Prompting for Scientific Documents and Data
Scientific work has specific challenges for AI use: the precision requirements are high, the domain vocabulary is specialized, the data formats are heterogeneous, and the distinction between established knowledge and emerging findings matters enormously. Prompting patterns for scientific work encode these requirements.
Working with literature and evidence
When asking AI to synthesize scientific literature, the critical risk is hallucination — confident citation of papers that don't exist or mischaracterization of papers that do. The mitigation is explicit sourcing requirements.
Pattern: "I am providing you with [N] research papers as attachments. Your task is to synthesize these specific papers only — do not add references from your training data that I have not provided. For every finding you cite, include the author name and year in parentheses, drawing only from the provided papers."
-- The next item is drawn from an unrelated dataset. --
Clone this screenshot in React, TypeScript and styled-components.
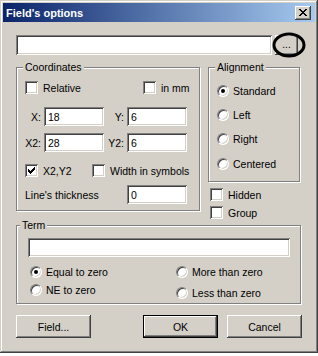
import React from 'react';
import styled, { createGlobalStyle } from 'styled-components';

const Global = createGlobalStyle`
  html, body { margin: 0; padding: 0; background: #ffffff; }
  body {
    font-family: "Liberation Sans", Arial, sans-serif;
    font-size: 10.5px;
    color: #000;
  }
  * { box-sizing: border-box; }
`;

const sunken = `
  box-shadow: inset 1px 1px #808080, inset -1px -1px #ffffff,
    inset 2px 2px #404040, inset -2px -2px #d4d0c8;
`;
const raised = `
  box-shadow: inset -1px -1px #404040, inset 1px 1px #ffffff,
    inset -2px -2px #808080, inset 2px 2px #d4d0c8;
`;

const Window = styled.div`
  width: 318px;
  height: 353px;
  padding: 3px;
  background: #d4d0c8;
  box-shadow: inset -1px -1px #404040, inset 1px 1px #d4d0c8,
    inset -2px -2px #808080, inset 2px 2px #ffffff;
  display: flex;
  flex-direction: column;
`;

const TitleBar = styled.div`
  height: 19px;
  display: flex;
  align-items: center;
  justify-content: space-between;
  padding: 0 4px 0 3px;
  background: linear-gradient(to right, #0a246a, #a6caf0);
  color: #ffffff;
  font-weight: bold;
  font-size: 11px;
`;

const CloseButton = styled.div`
  width: 16px;
  height: 14px;
  background: #d4d0c8;
  ${raised}
  display: flex;
  align-items: center;
  justify-content: center;
`;

const Body = styled.div`
  padding: 13px 14px 0 13px;
  display: flex;
  flex-direction: column;
`;

const PathRow = styled.div`
  position: relative;
  display: flex;
  gap: 3px;
`;

const Edit = styled.input<{ $w: number; $h?: number }>`
  width: ${(p) => p.$w}px;
  height: ${(p) => p.$h ?? 19}px;
  border: none;
  outline: none;
  margin: 0;
  padding: 1px 0 0 4px;
  background: #ffffff;
  font: inherit;
  color: #000;
  ${sunken}
`;

const BrowseButton = styled.div`
  width: 23px;
  height: 20px;
  background: #d4d0c8;
  ${raised}
  display: flex;
  align-items: center;
  justify-content: center;
  font-size: 10px;
  padding-bottom: 1px;
`;

const Annotation = styled.svg`
  position: absolute;
  left: 257px;
  top: -2px;
  width: 32px;
  height: 24px;
  overflow: visible;
`;

const Middle = styled.div`
  display: flex;
  align-items: flex-start;
  gap: 8px;
  margin-top: 12px;
`;

const Group = styled.div<{ $w: number; $pad: string }>`
  position: relative;
  width: ${(p) => p.$w}px;
  padding: ${(p) => p.$pad};
  border: 1px solid #808080;
  box-shadow: 1px 1px 0 #ffffff, inset 1px 1px 0 #ffffff;
  display: flex;
  flex-direction: column;
`;

const GroupTitle = styled.span<{ $left: number }>`
  position: absolute;
  top: -7px;
  left: ${(p) => p.$left}px;
  padding: 0 2px;
  line-height: 13px;
  background: #d4d0c8;
  white-space: nowrap;
`;

const Row = styled.div<{ $mt?: number; $pl?: number }>`
  display: flex;
  align-items: center;
  margin-top: ${(p) => p.$mt ?? 0}px;
  padding-left: ${(p) => p.$pl ?? 0}px;
`;

const CoordGrid = styled.div<{ $mt: number }>`
  display: grid;
  grid-template-columns: 16px 60px 17px 60px;
  column-gap: 3px;
  align-items: center;
  margin-top: ${(p) => p.$mt}px;
`;

const FieldLabel = styled.span<{ $w?: number }>`
  display: flex;
  justify-content: flex-end;
  white-space: nowrap;
  ${(p) => (p.$w ? `width: ${p.$w}px; justify-content: flex-start;` : '')}
`;

const CheckItem = styled.label<{ $w?: number }>`
  display: flex;
  align-items: center;
  gap: 5px;
  height: 13px;
  white-space: nowrap;
  ${(p) => (p.$w ? `width: ${p.$w}px;` : '')}
`;

const CheckBox = styled.span`
  width: 13px;
  height: 13px;
  flex: none;
  background: #ffffff;
  ${sunken}
  display: block;
`;

const RadioItem = styled.label<{ $w?: number }>`
  display: flex;
  align-items: center;
  gap: 4px;
  height: 13px;
  white-space: nowrap;
  ${(p) => (p.$w ? `width: ${p.$w}px;` : '')}
`;

const RadioCircle = styled.span`
  width: 12px;
  height: 12px;
  flex: none;
  border-radius: 50%;
  background: #ffffff;
  border: 1px solid;
  border-color: #808080 #ffffff #ffffff #808080;
  box-shadow: inset 1px 1px 0 #404040, inset -1px -1px 0 #d4d0c8;
  display: flex;
  align-items: center;
  justify-content: center;
`;

const RadioDot = styled.span`
  width: 4px;
  height: 4px;
  border-radius: 50%;
  background: #000;
`;

const RightColumn = styled.div`
  display: flex;
  flex-direction: column;
  width: 92px;
`;

const RadioList = styled.div<{ $gap: number }>`
  display: flex;
  flex-direction: column;
  gap: ${(p) => p.$gap}px;
`;

const TermGroup = styled(Group)`
  margin-top: 6px;
`;

const TermOptions = styled.div`
  display: flex;
  margin: 8px 0 0 2px;
`;

const ButtonRow = styled.div`
  display: flex;
  margin-top: 11px;
`;

const PushButton = styled.div<{ $default?: boolean; $ml?: number }>`
  width: 75px;
  height: 23px;
  flex: none;
  margin-left: ${(p) => p.$ml ?? 0}px;
  background: #d4d0c8;
  display: flex;
  align-items: center;
  justify-content: center;
  ${(p) =>
    p.$default
      ? `border: 1px solid #000;
         box-shadow: inset -1px -1px #404040, inset 1px 1px #ffffff,
           inset -2px -2px #808080, inset 2px 2px #d4d0c8;`
      : raised}
`;

const CloseGlyph = () => (
  <svg width="8" height="7" viewBox="0 0 8 7" shapeRendering="crispEdges">
    <path
      d="M0 0h2v1h-2z M6 0h2v1h-2z M1 1h2v1h-2z M5 1h2v1h-2z M2 2h4v1h-4z M3 3h2v1h-2z M2 4h4v1h-4z M1 5h2v1h-2z M5 5h2v1h-2z M0 6h2v1h-2z M6 6h2v1h-2z"
      fill="#000"
    />
  </svg>
);

const CheckMark = () => (
  <svg width="13" height="13" viewBox="0 0 13 13" shapeRendering="crispEdges">
    <path
      d="M9 3h1v1h-1z M8 4h2v1h-2z M3 5h1v1h-1z M7 5h3v1h-3z M3 6h2v1h-2z M6 6h3v1h-3z M3 7h5v1h-5z M4 8h3v1h-3z M5 9h1v1h-1z"
      fill="#000"
    />
  </svg>
);

const Check = ({ label, checked, w }: { label: string; checked?: boolean; w?: number }) => (
  <CheckItem $w={w}>
    <CheckBox>{checked && <CheckMark />}</CheckBox>
    <span>{label}</span>
  </CheckItem>
);

const Radio = ({ label, checked, w }: { label: string; checked?: boolean; w?: number }) => (
  <RadioItem $w={w}>
    <RadioCircle>{checked && <RadioDot />}</RadioCircle>
    <span>{label}</span>
  </RadioItem>
);

export default function App() {
  return (
    <>
      <Global />
      <Window>
        <TitleBar>
          <span>Field's options</span>
          <CloseButton>
            <CloseGlyph />
          </CloseButton>
        </TitleBar>
        <Body>
          <PathRow>
            <Edit $w={256} $h={20} readOnly defaultValue="" />
            <BrowseButton>...</BrowseButton>
            <Annotation viewBox="0 0 32 24">
              <ellipse cx="16" cy="12" rx="15" ry="11" fill="none" stroke="#000" strokeWidth="3" />
            </Annotation>
          </PathRow>

          <Middle>
            <Group $w={184} $pad="13px 0 6px 8px">
              <GroupTitle $left={6}>Coordinates</GroupTitle>
              <Row>
                <Check label="Relative" w={118} />
                <Check label="in mm" />
              </Row>
              <CoordGrid $mt={13}>
                <FieldLabel>X:</FieldLabel>
                <Edit $w={60} readOnly defaultValue="18" />
                <FieldLabel>Y:</FieldLabel>
                <Edit $w={60} readOnly defaultValue="6" />
              </CoordGrid>
              <CoordGrid $mt={7}>
                <FieldLabel>X2:</FieldLabel>
                <Edit $w={60} readOnly defaultValue="28" />
                <FieldLabel>Y2:</FieldLabel>
                <Edit $w={60} readOnly defaultValue="6" />
              </CoordGrid>
              <Row $mt={12}>
                <Check label="X2,Y2" checked w={67} />
                <Check label="Width in symbols" />
              </Row>
              <Row $mt={8}>
                <FieldLabel $w={102}>Line's thickness</FieldLabel>
                <Edit $w={60} readOnly defaultValue="0" />
              </Row>
            </Group>

            <RightColumn>
              <Group $w={92} $pad="16px 0 11px 8px">
                <GroupTitle $left={6}>Alignment</GroupTitle>
                <RadioList $gap={11}>
                  <Radio label="Standard" checked />
                  <Radio label="Left" />
                  <Radio label="Right" />
                </RadioList>
                <Row $mt={12}>
                  <Radio label="Centered" />
                </Row>
              </Group>
              <Row $mt={6} $pl={2}>
                <Check label="Hidden" />
              </Row>
              <Row $mt={5} $pl={2}>
                <Check label="Group" />
              </Row>
            </RightColumn>
          </Middle>

          <TermGroup $w={285} $pad="12px 0 4px 11px">
            <GroupTitle $left={3}>Term</GroupTitle>
            <Edit $w={262} readOnly defaultValue="" />
            <TermOptions>
              <RadioList $gap={5}>
                <Radio label="Equal to zero" checked w={146} />
                <Radio label="NE to zero" w={146} />
              </RadioList>
              <RadioList $gap={8}>
                <Radio label="More than zero" />
                <Radio label="Less than zero" />
              </RadioList>
            </TermOptions>
          </TermGroup>

          <ButtonRow>
            <PushButton>Field...</PushButton>
            <PushButton $default $ml={52}>OK</PushButton>
            <PushButton $ml={9}>Cancel</PushButton>
          </ButtonRow>
        </Body>
      </Window>
    </>
  );
}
This pattern constrains the AI to your provided corpus. It doesn't prevent mischaracterization of the provided papers (that requires your verification), but it prevents fabrication of non-existent sources.
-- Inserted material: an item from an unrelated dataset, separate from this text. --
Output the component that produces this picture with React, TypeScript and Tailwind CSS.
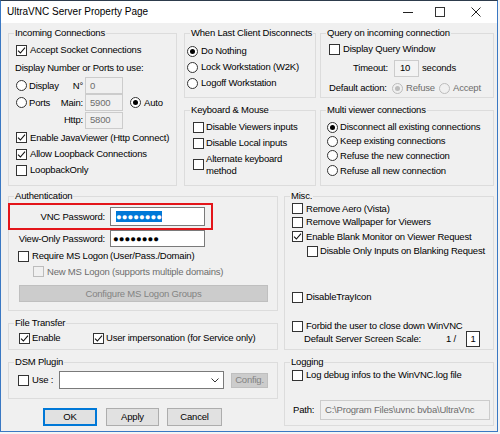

Working with experimental data
When asking AI to analyze or summarize experimental data, precision and uncertainty requirements are paramount.
Pattern: "The following data represents [experiment type] with [N replicates]. Analyze it as follows: 1) Identify the statistically significant findings using the criteria [specify: p<0.05, effect size threshold, etc.]. 2) Distinguish between statistically significant and clinically/biologically meaningful results. 3) Flag any results that are at the boundary of statistical significance (0.05 < p < 0.10). 4) Identify outliers and note whether they were included in the analysis."
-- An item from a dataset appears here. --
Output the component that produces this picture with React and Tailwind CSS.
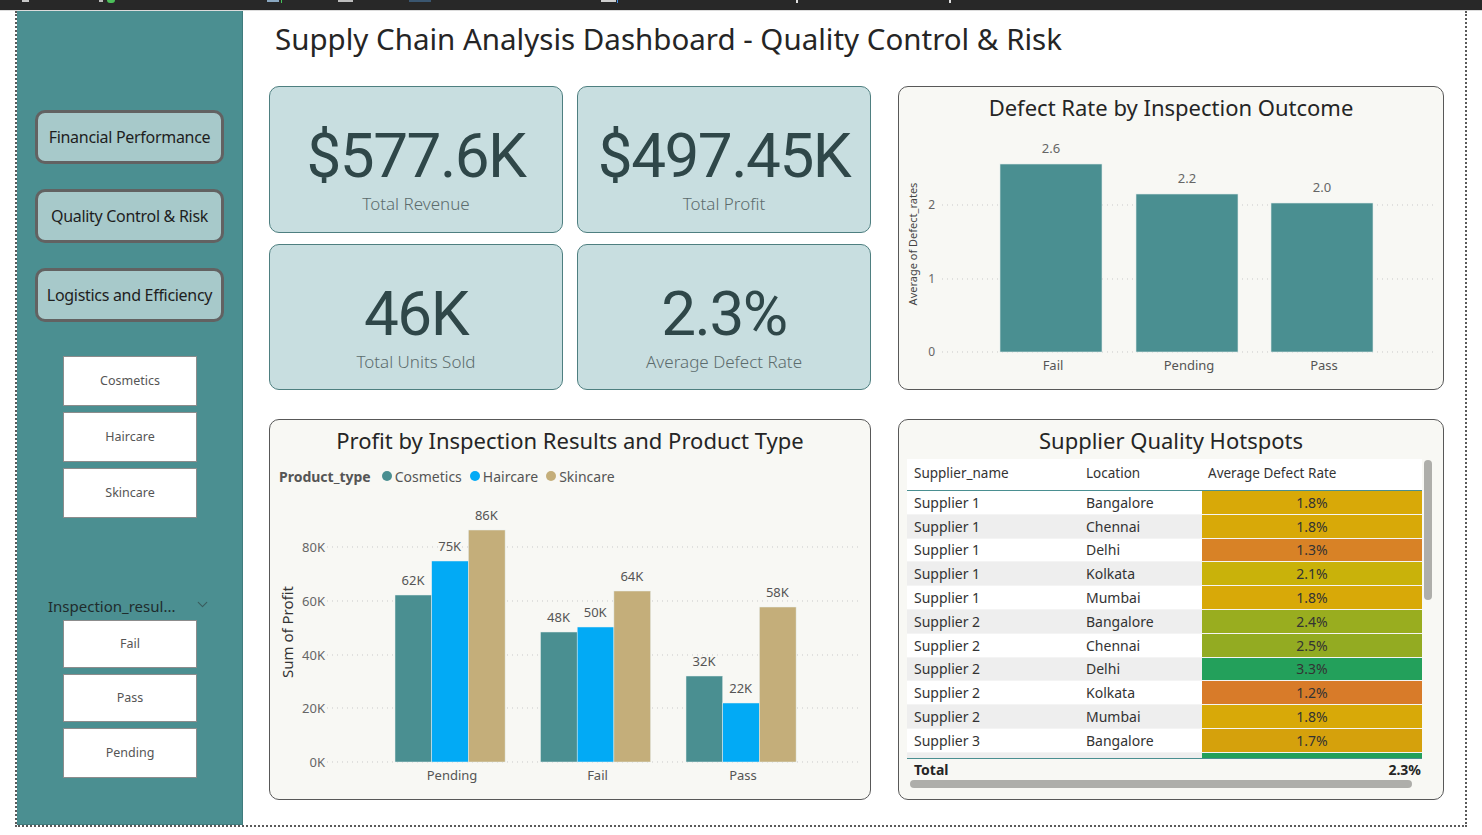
import React from 'react';
import { ChevronDown } from 'lucide-react';

const rows = [
  ['Supplier 1', 'Bangalore', '1.8%', 'bg-[#d8a908]'],
  ['Supplier 1', 'Chennai', '1.8%', 'bg-[#d8a908]'],
  ['Supplier 1', 'Delhi', '1.3%', 'bg-[#d88226]'],
  ['Supplier 1', 'Kolkata', '2.1%', 'bg-[#c9b20a]'],
  ['Supplier 1', 'Mumbai', '1.8%', 'bg-[#d8a908]'],
  ['Supplier 2', 'Bangalore', '2.4%', 'bg-[#99ad1f]'],
  ['Supplier 2', 'Chennai', '2.5%', 'bg-[#93ab22]'],
  ['Supplier 2', 'Delhi', '3.3%', 'bg-[#23a05b]'],
  ['Supplier 2', 'Kolkata', '1.2%', 'bg-[#d87b29]'],
  ['Supplier 2', 'Mumbai', '1.8%', 'bg-[#d8a908]'],
  ['Supplier 3', 'Bangalore', '1.7%', 'bg-[#d5a10c]'],
];

const kpis = [
  ['$577.6K', 'Total Revenue'],
  ['$497.45K', 'Total Profit'],
  ['46K', 'Total Units Sold'],
  ['2.3%', 'Average Defect Rate'],
];

// grouped profit bars, tops measured in svg coords (baseline 268)
const profitGroups = [
  { name: 'Pending', x: 125, bars: [[101, '62K'], [67, '75K'], [36, '86K']] },
  { name: 'Fail', x: 270.5, bars: [[138, '48K'], [133, '50K'], [97, '64K']] },
  { name: 'Pass', x: 416, bars: [[182, '32K'], [209, '22K'], [113, '58K']] },
];
const barColors = ['#4a8f91', '#02aaf5', '#c4ae7a'];

function NavButton({ label }) {
  return (
    <div className="w-[189px] h-[54px] ml-[18px] rounded-[10px] border-[3px] border-[#626262] bg-[#a7c9ca] flex items-center justify-center text-[16px] tracking-[-0.3px] text-[#1e1e1e]">
      {label}
    </div>
  );
}

function SlicerButton({ label, h = 'h-[50px]' }) {
  return (
    <div className={`w-[134px] ${h} ml-[46px] bg-white border border-[#8c8c8c] flex items-center justify-center text-[12.5px] text-[#555]`}>
      {label}
    </div>
  );
}

function DefectChart() {
  const bars = [
    { x: 101, top: 33, label: '2.6', name: 'Fail' },
    { x: 237, top: 63, label: '2.2', name: 'Pending' },
    { x: 372, top: 72, label: '2.0', name: 'Pass' },
  ];
  return (
    <svg width="543" height="257" className="block">
      <text x="18" y="113" transform="rotate(-90 18 113)" textAnchor="middle" fontSize="11" fill="#444">
        Average of Defect_rates
      </text>
      {[[74, '2'], [148, '1'], [221, '0']].map(([y, t]) => (
        <g key={t}>
          <line x1="43" x2="536" y1={y} y2={y} stroke="#c9c9c9" strokeDasharray="1 4" />
          <text x="36" y={y + 4} textAnchor="end" fontSize="12" fill="#666">{t}</text>
        </g>
      ))}
      {bars.map((b) => (
        <g key={b.name}>
          <rect x={b.x} y={b.top} width="102" height={221 - b.top} fill="#4a8f91" stroke="#dfeaea" strokeWidth="0.6" />
          <text x={b.x + 51} y={b.top - 11} textAnchor="middle" fontSize="13" fill="#666">{b.label}</text>
          <text x={b.x + 53} y={239} textAnchor="middle" fontSize="13" fill="#555">{b.name}</text>
        </g>
      ))}
    </svg>
  );
}

function ProfitChart() {
  return (
    <svg width="600" height="304" className="block">
      <text x="23" y="138" transform="rotate(-90 23 138)" textAnchor="middle" fontSize="15" fill="#333">
        Sum of Profit
      </text>
      {[[53, '80K'], [107, '60K'], [161, '40K'], [214, '20K'], [268, '0K']].map(([y, t]) => (
        <g key={t}>
          <line x1="57" x2="589" y1={y} y2={y} stroke="#c9c9c9" strokeDasharray="1 4" />
          <text x="55" y={y + 5} textAnchor="end" fontSize="13" fill="#666">{t}</text>
        </g>
      ))}
      {profitGroups.map((g) => (
        <g key={g.name}>
          {g.bars.map(([top, label], i) => (
            <g key={label}>
              <rect x={g.x + i * 36.7} y={top} width="36.7" height={268 - top} fill={barColors[i]} stroke="#e6eeee" strokeWidth="0.5" />
              <text x={g.x + i * 36.7 + 18} y={top - 10} textAnchor="middle" fontSize="13" fill="#555">{label}</text>
            </g>
          ))}
          <text x={g.x + 57} y={286} textAnchor="middle" fontSize="13" fill="#555">{g.name}</text>
        </g>
      ))}
    </svg>
  );
}

function SupplierTable() {
  return (
    <div className="ml-[8px] w-[525px] relative">
      <div className="flex">
        <div className="w-[515px] overflow-hidden">
          <div className="h-[32px] bg-white flex items-center pb-[3px] text-[13.5px] text-[#333] border-b border-[#4a8f91]">
            <div className="w-[173px] pl-[7px]">Supplier_name</div>
            <div className="w-[122px] pl-[6px]">Location</div>
            <div className="flex-1 pl-[6px]">Average Defect Rate</div>
          </div>
          <div className="h-[267px] overflow-hidden">
            {rows.map(([s, l, v, c], i) => (
              <div key={i} className={`h-[23.8px] flex items-center text-[14px] text-[#333] border-b border-[#f4f4f4] ${i % 2 ? 'bg-[#eeeeee]' : 'bg-white'}`}>
                <div className="w-[173px] pl-[7px]">{s}</div>
                <div className="w-[122px] pl-[6px]">{l}</div>
                <div className={`flex-1 h-full flex items-center justify-center ${c}`}>{v}</div>
              </div>
            ))}
            <div className="h-[24px] flex bg-[#eeeeee]">
              <div className="w-[295px]" />
              <div className="flex-1 bg-[#23a05b]" />
            </div>
          </div>
          <div className="h-[21px] border-t border-[#4a8f91] bg-[#f8f8f4] flex items-center justify-between text-[14px] font-bold text-[#252525]">
            <span className="pl-[7px]">Total</span>
            <span className="pr-[1px]">2.3%</span>
          </div>
        </div>
        <div className="w-[10px] pl-[2px] pt-[1px]">
          <div className="w-[8px] h-[140px] rounded-full bg-[#aeaeaa]" />
        </div>
      </div>
      <div className="mt-[1px] ml-[3px] w-[502px] h-[8px] rounded-full bg-[#aeaeaa]" />
    </div>
  );
}

export default function App() {
  return (
    <div className="w-[1482px] h-[835px] bg-white overflow-hidden font-['Noto_Sans','Open_Sans',sans-serif]">
      {/* window toolbar strip */}
      <div className="h-[11px] bg-[#282828] border-b border-[#dcdcdc] flex items-start">
        <div className="ml-[22px] w-[7px] h-[2px] bg-[#c8c8c8]" />
        <div className="ml-[70px] w-[4px] h-[2px] bg-[#bbbbbb]" />
        <div className="ml-[4px] w-[8px] h-[3px] rounded-b-full bg-[#4cc05a]" />
        <div className="ml-[152px] w-[12px] h-[2px] bg-[#8aa7c0]" />
        <div className="ml-[2px] w-[1px] h-[3px] bg-[#46c45a]" />
        <div className="ml-[56px] w-[15px] h-[2px] bg-[#bdbdbd]" />
        <div className="ml-[56px] w-[22px] h-[2px] bg-[#3a5670]" />
        <div className="ml-[170px] w-[15px] h-[2px] bg-[#cfcfcf]" />
        <div className="ml-[1px] w-[1px] h-[3px] bg-[#3c8ae8]" />
        <div className="ml-[178px] w-[2px] h-[3px] bg-[#e0e0e0]" />
        <div className="ml-[151px] w-[2px] h-[3px] bg-[#e0e0e0]" />
      </div>

      <div className="ml-[15px] w-[1452px] h-[816px] border-2 border-t-0 border-dotted border-[#5a5a5a] flex">
        {/* sidebar */}
        <div className="w-[226px] h-full bg-[#4b8f91] border-r border-b border-[#3f7b7d] flex flex-col">
          <div className="h-[99px]" />
          <NavButton label="Financial Performance" />
          <div className="h-[25px]" />
          <NavButton label="Quality Control & Risk" />
          <div className="h-[25px]" />
          <NavButton label="Logistics and Efficiency" />
          <div className="h-[34px]" />
          <div className="flex flex-col gap-[6px]">
            <SlicerButton label="Cosmetics" />
            <SlicerButton label="Haircare" />
            <SlicerButton label="Skincare" />
          </div>
          <div className="mt-[77px] h-[22px] flex items-center pl-[31px] text-[15px] text-[#1f2c2d]">
            <span className="w-[146px]">Inspection_resul...</span>
            <ChevronDown size={17} strokeWidth={1.5} className="text-[#3a5c5d] -mt-[4px]" />
          </div>
          <div className="mt-[3px] flex flex-col gap-[6px]">
            <SlicerButton label="Fail" h="h-[48px]" />
            <SlicerButton label="Pass" h="h-[48px]" />
            <SlicerButton label="Pending" h="h-[50px]" />
          </div>
        </div>

        {/* main */}
        <div className="flex-1 flex flex-col">
          <h1 className="mt-[8px] ml-[32px] h-[39px] text-[29.5px] leading-[39px] text-[#252525]">
            Supply Chain Analysis Dashboard - Quality Control &amp; Risk
          </h1>
          <div className="mt-[28px] ml-[26px] grid grid-cols-[602px_546px] grid-rows-[304px_381px] gap-x-[27px] gap-y-[29px]">
            <div className="grid grid-cols-[294px_294px] grid-rows-[147px_146px] gap-x-[14px] gap-y-[11px]">
              {kpis.map(([v, l]) => (
                <div key={l} className="rounded-[10px] border-[1.5px] border-[#4e7f80] bg-[#c8dee0] flex flex-col items-center">
                  <div className="mt-[36px] h-[66px] leading-[66px] text-[62px] tracking-[-1.5px] text-[#2f4749] font-['Roboto',sans-serif]">{v}</div>
                  <div className="mt-[3px] text-[17px] leading-[24px] text-[#5c6c6d] font-light">{l}</div>
                </div>
              ))}
            </div>

            <div className="rounded-[10px] border border-[#585858] bg-[#f8f8f4] overflow-hidden">
              <div className="h-[44px] flex justify-center pt-[2px] text-[22px] leading-[36px] text-[#252525]">
                Defect Rate by Inspection Outcome
              </div>
              <DefectChart />
            </div>

            <div className="rounded-[10px] border border-[#585858] bg-[#f8f8f4] overflow-hidden">
              <div className="h-[38px] flex items-center justify-center pt-[2px] text-[22px] text-[#252525]">
                Profit by Inspection Results and Product Type
              </div>
              <div className="h-[36px] flex items-center pl-[9px] text-[14px] text-[#555]">
                <span className="font-bold mr-[11px]">Product_type</span>
                <span className="w-[10px] h-[10px] rounded-full bg-[#4a8f91] mr-[3px]" />
                <span className="mr-[8px]">Cosmetics</span>
                <span className="w-[10px] h-[10px] rounded-full bg-[#02aaf5] mr-[3px]" />
                <span className="mr-[8px]">Haircare</span>
                <span className="w-[10px] h-[10px] rounded-full bg-[#c4ae7a] mr-[3px]" />
                <span>Skincare</span>
              </div>
              <ProfitChart />
            </div>

            <div className="rounded-[10px] border border-[#585858] bg-[#f8f8f4] overflow-hidden">
              <div className="h-[39px] flex items-center justify-center pt-[2px] text-[22px] text-[#252525]">
                Supplier Quality Hotspots
              </div>
              <SupplierTable />
            </div>
          </div>
        </div>
      </div>
    </div>
  );
}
This pattern forces the AI to apply specified statistical criteria rather than defaulting to casual language about what the data "shows."
The evidence grading pattern
For summaries that will inform regulatory strategy or clinical decisions, explicit evidence grading prevents conflation of different levels of evidence.
Pattern: "Grade each finding by evidence level: [1a] Systematic review or meta-analysis. [1b] Individual RCT. [2a] Systematic review of cohort studies. [2b] Individual cohort study or low-quality RCT. [3] Case-control study. [4] Case series or cohort without controls. [5] Expert opinion. Clearly mark the evidence level of each finding you include."